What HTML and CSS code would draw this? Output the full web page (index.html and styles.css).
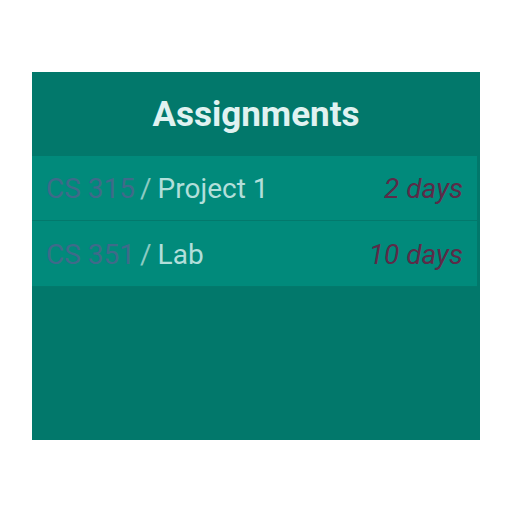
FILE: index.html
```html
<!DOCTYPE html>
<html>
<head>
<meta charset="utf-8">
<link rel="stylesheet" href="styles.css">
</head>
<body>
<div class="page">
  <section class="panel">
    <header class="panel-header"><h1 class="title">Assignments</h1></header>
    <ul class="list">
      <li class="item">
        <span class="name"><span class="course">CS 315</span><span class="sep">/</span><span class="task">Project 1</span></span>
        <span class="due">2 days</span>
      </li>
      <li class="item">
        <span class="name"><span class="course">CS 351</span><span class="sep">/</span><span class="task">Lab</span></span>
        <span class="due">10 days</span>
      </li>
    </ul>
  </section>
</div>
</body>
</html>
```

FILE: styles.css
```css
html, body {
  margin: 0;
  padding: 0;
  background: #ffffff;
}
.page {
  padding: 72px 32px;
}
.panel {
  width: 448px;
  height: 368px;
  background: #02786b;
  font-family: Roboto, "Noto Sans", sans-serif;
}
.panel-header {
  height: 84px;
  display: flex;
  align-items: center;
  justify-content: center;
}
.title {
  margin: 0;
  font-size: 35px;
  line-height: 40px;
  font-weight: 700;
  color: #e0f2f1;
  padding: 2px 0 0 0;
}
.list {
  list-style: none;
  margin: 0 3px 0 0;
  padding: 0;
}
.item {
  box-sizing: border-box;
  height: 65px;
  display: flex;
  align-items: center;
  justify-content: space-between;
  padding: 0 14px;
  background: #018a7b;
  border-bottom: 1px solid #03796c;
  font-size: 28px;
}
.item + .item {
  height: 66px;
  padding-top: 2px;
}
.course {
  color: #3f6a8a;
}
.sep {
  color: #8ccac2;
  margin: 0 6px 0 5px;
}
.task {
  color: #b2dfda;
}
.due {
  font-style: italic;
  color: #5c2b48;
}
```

___

What needs to be done: Repeat the data above exactly, but not the pictures.

Task output:
What HTML and CSS code would draw this? Output the full web page (index.html and styles.css).
FILE: index.html
```html
<!DOCTYPE html>
<html>
<head>
<meta charset="utf-8">
<link rel="stylesheet" href="styles.css">
</head>
<body>
<div class="page">
  <section class="panel">
    <header class="panel-header"><h1 class="title">Assignments</h1></header>
    <ul class="list">
      <li class="item">
        <span class="name"><span class="course">CS 315</span><span class="sep">/</span><span class="task">Project 1</span></span>
        <span class="due">2 days</span>
      </li>
      <li class="item">
        <span class="name"><span class="course">CS 351</span><span class="sep">/</span><span class="task">Lab</span></span>
        <span class="due">10 days</span>
      </li>
    </ul>
  </section>
</div>
</body>
</html>
```

FILE: styles.css
```css
html, body {
  margin: 0;
  padding: 0;
  background: #ffffff;
}
.page {
  padding: 72px 32px;
}
.panel {
  width: 448px;
  height: 368px;
  background: #02786b;
  font-family: Roboto, "Noto Sans", sans-serif;
}
.panel-header {
  height: 84px;
  display: flex;
  align-items: center;
  justify-content: center;
}
.title {
  margin: 0;
  font-size: 35px;
  line-height: 40px;
  font-weight: 700;
  color: #e0f2f1;
  padding: 2px 0 0 0;
}
.list {
  list-style: none;
  margin: 0 3px 0 0;
  padding: 0;
}
.item {
  box-sizing: border-box;
  height: 65px;
  display: flex;
  align-items: center;
  justify-content: space-between;
  padding: 0 14px;
  background: #018a7b;
  border-bottom: 1px solid #03796c;
  font-size: 28px;
}
.item + .item {
  height: 66px;
  padding-top: 2px;
}
.course {
  color: #3f6a8a;
}
.sep {
  color: #8ccac2;
  margin: 0 6px 0 5px;
}
.task {
  color: #b2dfda;
}
.due {
  font-style: italic;
  color: #5c2b48;
}
```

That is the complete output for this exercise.